━━━ Records provided

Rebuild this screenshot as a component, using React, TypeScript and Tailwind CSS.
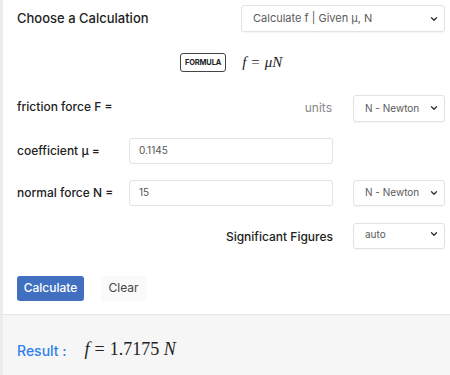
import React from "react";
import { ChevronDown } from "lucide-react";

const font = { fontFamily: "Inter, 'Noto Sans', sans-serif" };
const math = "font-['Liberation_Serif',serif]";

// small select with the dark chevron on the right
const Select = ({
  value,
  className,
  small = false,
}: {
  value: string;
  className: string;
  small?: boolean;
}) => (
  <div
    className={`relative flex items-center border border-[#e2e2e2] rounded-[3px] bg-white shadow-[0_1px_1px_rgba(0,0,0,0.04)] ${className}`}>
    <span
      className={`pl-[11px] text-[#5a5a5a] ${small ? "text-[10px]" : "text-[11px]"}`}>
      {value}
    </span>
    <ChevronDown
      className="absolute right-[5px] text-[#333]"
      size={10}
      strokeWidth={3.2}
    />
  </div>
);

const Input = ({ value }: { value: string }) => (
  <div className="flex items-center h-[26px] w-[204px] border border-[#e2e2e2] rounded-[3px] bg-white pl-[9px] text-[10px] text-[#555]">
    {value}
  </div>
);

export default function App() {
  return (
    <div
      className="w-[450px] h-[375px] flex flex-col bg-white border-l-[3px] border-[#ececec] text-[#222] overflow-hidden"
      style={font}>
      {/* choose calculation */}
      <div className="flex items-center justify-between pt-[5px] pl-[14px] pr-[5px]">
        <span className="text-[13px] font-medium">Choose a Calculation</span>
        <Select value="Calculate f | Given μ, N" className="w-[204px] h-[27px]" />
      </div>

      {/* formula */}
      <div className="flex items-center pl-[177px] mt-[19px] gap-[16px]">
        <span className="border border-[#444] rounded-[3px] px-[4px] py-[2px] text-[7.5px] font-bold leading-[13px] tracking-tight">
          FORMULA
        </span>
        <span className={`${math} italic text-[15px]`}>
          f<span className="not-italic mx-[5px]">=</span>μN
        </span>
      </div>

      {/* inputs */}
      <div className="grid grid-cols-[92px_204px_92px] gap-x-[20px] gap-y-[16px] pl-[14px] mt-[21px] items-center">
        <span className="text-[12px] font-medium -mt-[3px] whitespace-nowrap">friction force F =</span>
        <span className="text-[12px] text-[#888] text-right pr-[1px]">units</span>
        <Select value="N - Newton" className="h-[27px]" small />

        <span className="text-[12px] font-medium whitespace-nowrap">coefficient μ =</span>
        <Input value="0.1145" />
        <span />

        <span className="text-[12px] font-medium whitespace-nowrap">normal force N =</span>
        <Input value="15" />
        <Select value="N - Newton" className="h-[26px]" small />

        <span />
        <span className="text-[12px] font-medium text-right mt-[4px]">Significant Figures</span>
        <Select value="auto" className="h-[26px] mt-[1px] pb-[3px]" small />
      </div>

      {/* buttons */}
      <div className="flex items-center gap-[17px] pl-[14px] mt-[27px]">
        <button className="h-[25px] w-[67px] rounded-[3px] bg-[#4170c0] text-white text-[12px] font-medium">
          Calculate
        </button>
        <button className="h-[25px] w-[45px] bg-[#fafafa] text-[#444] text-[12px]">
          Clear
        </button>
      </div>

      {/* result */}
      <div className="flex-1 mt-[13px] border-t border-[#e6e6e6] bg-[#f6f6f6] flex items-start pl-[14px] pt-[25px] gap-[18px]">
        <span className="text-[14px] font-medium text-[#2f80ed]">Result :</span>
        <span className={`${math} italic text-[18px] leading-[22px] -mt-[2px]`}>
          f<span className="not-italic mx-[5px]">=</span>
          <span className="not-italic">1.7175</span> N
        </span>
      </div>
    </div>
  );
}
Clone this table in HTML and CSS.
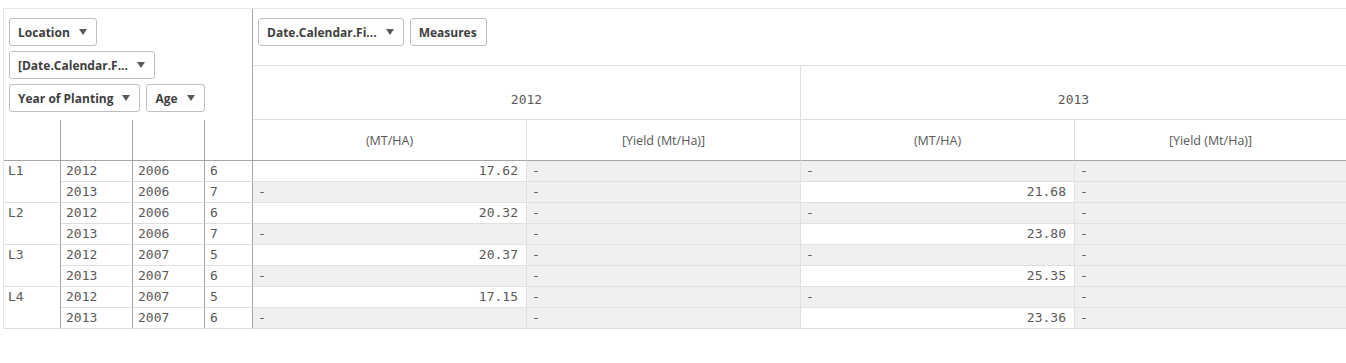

━━━━━━

→ Required work
Show the lines where the word "this" appears in the entries.

→ Correct output
Rebuild this screenshot as a component, using React, TypeScript and Tailwind CSS.
Clone this table in HTML and CSS.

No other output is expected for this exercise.